Given the majority of contributions at the second reading in both houses have considered the nature and extent of “cancel culture”, it’s pretty weird that the proposals will do many things, but they absolutely will not clamp down on cancel culture per se. As we noted here, the implication is that the “organised mob” must and will be stopped. And if you can’t find the ringleader of the pile-on, or it turns out that it was all a bit organic, you should still hold the students’ union president or the head of the department or the vice chancellor or Universities UK to account for not doing enough to prevent that mob.

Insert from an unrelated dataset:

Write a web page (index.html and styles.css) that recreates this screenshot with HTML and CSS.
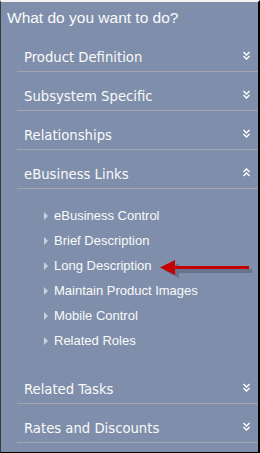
FILE: index.html
```html
<!DOCTYPE html>
<html>
  <head>
    <meta charset="UTF-8">
    <title>What do you want to do?</title>
    <link rel="stylesheet" href="styles.css">
  </head>
  <body>
    <div class="panel">
      <div class="title">What do you want to do?</div>

      <div class="section">
        <span>Product Definition</span>
        <svg class="chev" width="7" height="9" viewBox="0 0 7 9"><path d="M0.5 1 L3.5 4 L6.5 1 M0.5 5 L3.5 8 L6.5 5" fill="none" stroke="#fff" stroke-width="1.4"/></svg>
      </div>
      <div class="section">
        <span>Subsystem Specific</span>
        <svg class="chev" width="7" height="9" viewBox="0 0 7 9"><path d="M0.5 1 L3.5 4 L6.5 1 M0.5 5 L3.5 8 L6.5 5" fill="none" stroke="#fff" stroke-width="1.4"/></svg>
      </div>
      <div class="section">
        <span>Relationships</span>
        <svg class="chev" width="7" height="9" viewBox="0 0 7 9"><path d="M0.5 1 L3.5 4 L6.5 1 M0.5 5 L3.5 8 L6.5 5" fill="none" stroke="#fff" stroke-width="1.4"/></svg>
      </div>
      <div class="section">
        <span>eBusiness Links</span>
        <svg class="chev" width="7" height="9" viewBox="0 0 7 9"><path d="M0.5 4 L3.5 1 L6.5 4 M0.5 8 L3.5 5 L6.5 8" fill="none" stroke="#fff" stroke-width="1.4"/></svg>
      </div>

      <ul class="links">
        <li>eBusiness Control</li>
        <li>Brief Description</li>
        <li>Long Description</li>
        <li>Maintain Product Images</li>
        <li>Mobile Control</li>
        <li>Related Roles</li>
      </ul>

      <div class="section">
        <span>Related Tasks</span>
        <svg class="chev" width="7" height="9" viewBox="0 0 7 9"><path d="M0.5 1 L3.5 4 L6.5 1 M0.5 5 L3.5 8 L6.5 5" fill="none" stroke="#fff" stroke-width="1.4"/></svg>
      </div>
      <div class="section">
        <span>Rates and Discounts</span>
        <svg class="chev" width="7" height="9" viewBox="0 0 7 9"><path d="M0.5 1 L3.5 4 L6.5 1 M0.5 5 L3.5 8 L6.5 5" fill="none" stroke="#fff" stroke-width="1.4"/></svg>
      </div>

      <!-- annotation arrow pointing at Long Description -->
      <svg class="arrow" width="96" height="24" viewBox="0 0 96 24">
        <g fill="#5f6880" opacity="0.7">
          <rect x="17" y="10" width="75" height="4"/>
          <path d="M4 11.5 L19 4 L19 19 Z"/>
        </g>
        <g fill="#c40000">
          <rect x="13" y="7" width="76" height="3"/>
          <path d="M0 8.5 L15 1 L15 16 Z"/>
        </g>
      </svg>
    </div>
  </body>
</html>
```

FILE: styles.css
```css
body {
  margin: 0;
}
.panel {
  position: relative;
  box-sizing: border-box;
  width: 260px;
  height: 453px;
  background: #7f8fab;
  border-top: 2px solid #f4f4f4;
  border-left: 1px solid #3a3a3a;
  border-right: 2px solid #000;
  border-bottom: 1px solid #000;
  color: #fafafa;
}
.title {
  font-family: "Liberation Sans", Arial, sans-serif;
  font-size: 15.5px;
  line-height: 18px;
  padding: 7px 0 0 6px;
  height: 24px;
}
.section {
  display: flex;
  align-items: center;
  justify-content: space-between;
  margin-left: 16px;
  height: 38px;
  padding: 0 8px 0 7px;
  border-bottom: 1px solid #a3a6ad;
  font-family: "DejaVu Sans Condensed", "DejaVu Sans", sans-serif;
  font-size: 14.7px;
}
.section span {
  padding-top: 9px;
}
.chev {
  margin-top: 6px;
}
.links {
  list-style: none;
  margin: 0;
  padding: 14px 0 12px 43px;
  font-family: "Liberation Sans", Arial, sans-serif;
  font-size: 13px;
}
.links li {
  display: flex;
  align-items: center;
  height: 25px;
}
.links li::before {
  content: "";
  width: 0;
  height: 0;
  border-left: 4px solid #c9d0dc;
  border-top: 4px solid transparent;
  border-bottom: 4px solid transparent;
  margin-right: 6px;
}
.arrow {
  position: absolute;
  left: 159px;
  top: 257px;
}
```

But what if there are no ringleaders? What do you do about anonymous troll accounts? What if someone is banned from doing something by a social media company but not by a university, and vice versa? What if much of the “mass” of messaging comes from those outside the university or universities in general? What if the legislation is all a bit analogue and institutional in a digital and distributed world?
In other news, amendment 32 suggests guaranteeing freedom of speech while “fulfilling the provider’s duty of care for all students, academics and staff”. Someone probably needs to tell Lord Mann (Lab) that providers don’t really have one. And that’s arguably much more of a problem than the one this Bill tries to solve.